The Phils' #4 starter, Joe Blanton, is basically a LAIM, but he's got a 6.05 career ERA against the Rays in about 42 career innings, most of which were accumulated before 2008, when the Rays were the Devil Rays, and also sucked. He's been a mixed bag this postseason, pitching brilliantly for 6 innings against the Brewers (one run, 7 K's, no walks) but then allowing 11 baserunners and three runs in 5 innings against the Dodgers.

Blanton's competition is Andy Sonnastine, who won 13 games in the regular season, including a 4-0, 2.97 record against the National League (2 games against Florida, and then Pittsburg, St. Louis and the Cubs). He's not a great pitcher, but he's got good control, and has pitched well enough to garner two wins in the postseason so far.

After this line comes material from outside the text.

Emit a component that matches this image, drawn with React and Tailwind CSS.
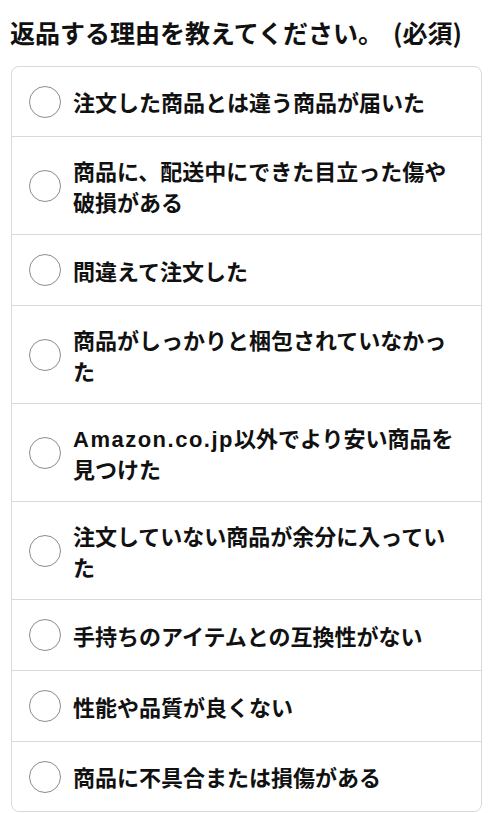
import React from 'react';

const reasons = [
  '注文した商品とは違う商品が届いた',
  '商品に、配送中にできた目立った傷や破損がある',
  '間違えて注文した',
  '商品がしっかりと梱包されていなかった',
  'AMAZON',
  '注文していない商品が余分に入っていた',
  '手持ちのアイテムとの互換性がない',
  '性能や品質が良くない',
  '商品に不具合または損傷がある',
];

const ReasonRow = ({ label }) => (
  <label className="flex items-center min-h-[71px] first:min-h-[70px] last:min-h-[69px] py-[17.5px] pl-[17px] pr-[16px] cursor-pointer">
    <span className="shrink-0 w-[32px] h-[32px] rounded-full border-[1.5px] border-[#8c8c8c] bg-white" />
    <span className="ml-[12px] text-[22px] leading-[31px] font-bold text-[#111111]">
      {label === 'AMAZON' ? (
        <>
          <span className="font-['Liberation_Sans',sans-serif] leading-none tracking-[1.5px]">Amazon.co.jp</span>
          以外でより安い商品を見つけた
        </>
      ) : (
        label
      )}
    </span>
  </label>
);

const App = () => {
  return (
    <div className="min-h-screen bg-white font-['Noto_Sans_CJK_JP',sans-serif] overflow-hidden">
      <h2 className="pl-[10px] pt-[16px] text-[25px] leading-[32px] font-bold text-[#111111]">
        返品する理由を教えてください。<span className="ml-[10px]">(必須)</span>
      </h2>

      {/* Options list */}
      <div className="mt-[18px] mx-[11px] w-[471px] border border-[#d9d9d9] rounded-[8px] divide-y divide-[#d9d9d9]">
        {reasons.map((r) => (
          <ReasonRow key={r} label={r} />
        ))}
      </div>
    </div>
  );
};

export default App;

So, my prediction is (and it should be noted that I'm finishing this on Thursday morning, after the Phillies have already won Game 1):

Moyer and Myers won't survive the 6th, maybe even the 5th innings of their respective starts, thoug Myers will probably last the longer of the two. Tampa wins those games more or less easily. The Blanton-Sonnastine start will be closer, and Tampa could still pull it out, but I'll give that game to the Phillies. Hamels wins again in Game 6, and then Garza stymies the Phillies in Game 7 (as Jamie Moyer surrenders six runs in three innings, and is then taken up to heaven in a white chariot).

The Rays win it in seven.

There you go, folks! Place your bets on the Phillies now!